---- Recorded information

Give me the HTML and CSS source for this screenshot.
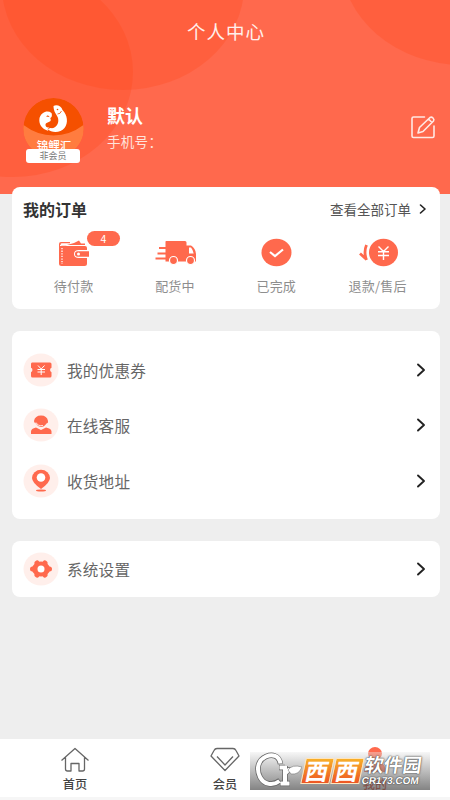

--------
---- Recorded information

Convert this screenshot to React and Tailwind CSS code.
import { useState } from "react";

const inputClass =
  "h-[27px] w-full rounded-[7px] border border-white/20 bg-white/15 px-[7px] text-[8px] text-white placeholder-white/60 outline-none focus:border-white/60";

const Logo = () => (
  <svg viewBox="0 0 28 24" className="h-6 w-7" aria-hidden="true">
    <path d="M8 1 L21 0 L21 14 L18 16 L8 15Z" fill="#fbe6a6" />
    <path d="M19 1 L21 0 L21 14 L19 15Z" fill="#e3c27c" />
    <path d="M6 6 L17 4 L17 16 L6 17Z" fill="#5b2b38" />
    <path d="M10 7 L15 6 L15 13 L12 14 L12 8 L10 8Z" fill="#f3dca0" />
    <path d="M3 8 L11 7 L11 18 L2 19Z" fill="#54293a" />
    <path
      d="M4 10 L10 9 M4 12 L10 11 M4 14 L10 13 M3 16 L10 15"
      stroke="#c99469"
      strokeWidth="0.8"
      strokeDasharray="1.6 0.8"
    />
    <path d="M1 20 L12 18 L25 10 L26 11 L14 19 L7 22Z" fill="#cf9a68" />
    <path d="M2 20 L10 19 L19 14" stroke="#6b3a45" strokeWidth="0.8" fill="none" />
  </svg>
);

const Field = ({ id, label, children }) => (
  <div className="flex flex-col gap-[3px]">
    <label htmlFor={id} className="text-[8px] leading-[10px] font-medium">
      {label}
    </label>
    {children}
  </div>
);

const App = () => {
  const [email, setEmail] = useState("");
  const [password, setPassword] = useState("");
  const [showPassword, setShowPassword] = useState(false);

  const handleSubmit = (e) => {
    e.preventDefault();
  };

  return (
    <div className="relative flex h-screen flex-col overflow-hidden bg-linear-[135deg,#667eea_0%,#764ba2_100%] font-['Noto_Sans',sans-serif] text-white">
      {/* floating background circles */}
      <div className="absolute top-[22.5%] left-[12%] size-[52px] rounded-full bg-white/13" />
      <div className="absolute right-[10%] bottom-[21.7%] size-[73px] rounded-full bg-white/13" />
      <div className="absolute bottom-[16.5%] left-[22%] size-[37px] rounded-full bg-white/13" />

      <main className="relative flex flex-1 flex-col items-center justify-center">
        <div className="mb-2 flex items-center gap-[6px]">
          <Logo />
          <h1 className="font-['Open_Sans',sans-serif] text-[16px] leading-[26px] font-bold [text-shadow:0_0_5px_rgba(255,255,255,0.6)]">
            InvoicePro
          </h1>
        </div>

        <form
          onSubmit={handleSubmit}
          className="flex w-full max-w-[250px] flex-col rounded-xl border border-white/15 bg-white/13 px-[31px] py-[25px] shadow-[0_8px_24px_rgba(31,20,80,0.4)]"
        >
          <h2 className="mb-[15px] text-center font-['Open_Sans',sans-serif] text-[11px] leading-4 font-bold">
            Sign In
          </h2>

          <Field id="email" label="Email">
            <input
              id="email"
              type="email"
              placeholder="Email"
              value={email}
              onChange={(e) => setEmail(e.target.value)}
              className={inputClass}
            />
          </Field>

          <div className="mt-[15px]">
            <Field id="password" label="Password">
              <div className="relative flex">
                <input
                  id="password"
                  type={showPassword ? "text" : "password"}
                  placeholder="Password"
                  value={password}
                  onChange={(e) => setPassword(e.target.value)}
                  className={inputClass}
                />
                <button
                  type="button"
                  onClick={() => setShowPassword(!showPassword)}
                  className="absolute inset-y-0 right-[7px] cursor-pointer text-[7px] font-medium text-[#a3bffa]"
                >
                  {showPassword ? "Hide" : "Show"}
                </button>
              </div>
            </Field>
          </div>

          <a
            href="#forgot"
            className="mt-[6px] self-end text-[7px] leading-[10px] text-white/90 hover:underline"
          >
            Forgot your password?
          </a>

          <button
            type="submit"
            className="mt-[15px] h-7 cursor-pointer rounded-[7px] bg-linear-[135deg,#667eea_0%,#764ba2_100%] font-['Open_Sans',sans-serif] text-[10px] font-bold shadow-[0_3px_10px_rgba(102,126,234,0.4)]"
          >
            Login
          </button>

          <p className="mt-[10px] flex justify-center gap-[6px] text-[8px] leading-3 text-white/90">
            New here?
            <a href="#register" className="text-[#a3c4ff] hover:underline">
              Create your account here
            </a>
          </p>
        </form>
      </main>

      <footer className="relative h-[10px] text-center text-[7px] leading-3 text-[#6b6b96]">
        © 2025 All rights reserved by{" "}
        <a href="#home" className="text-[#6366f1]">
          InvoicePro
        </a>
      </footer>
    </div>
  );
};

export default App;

--------

*What is needed*: Extract each line holding the string "this".

*Answer for the task*:
Give me the HTML and CSS source for this screenshot.
Convert this screenshot to React and Tailwind CSS code.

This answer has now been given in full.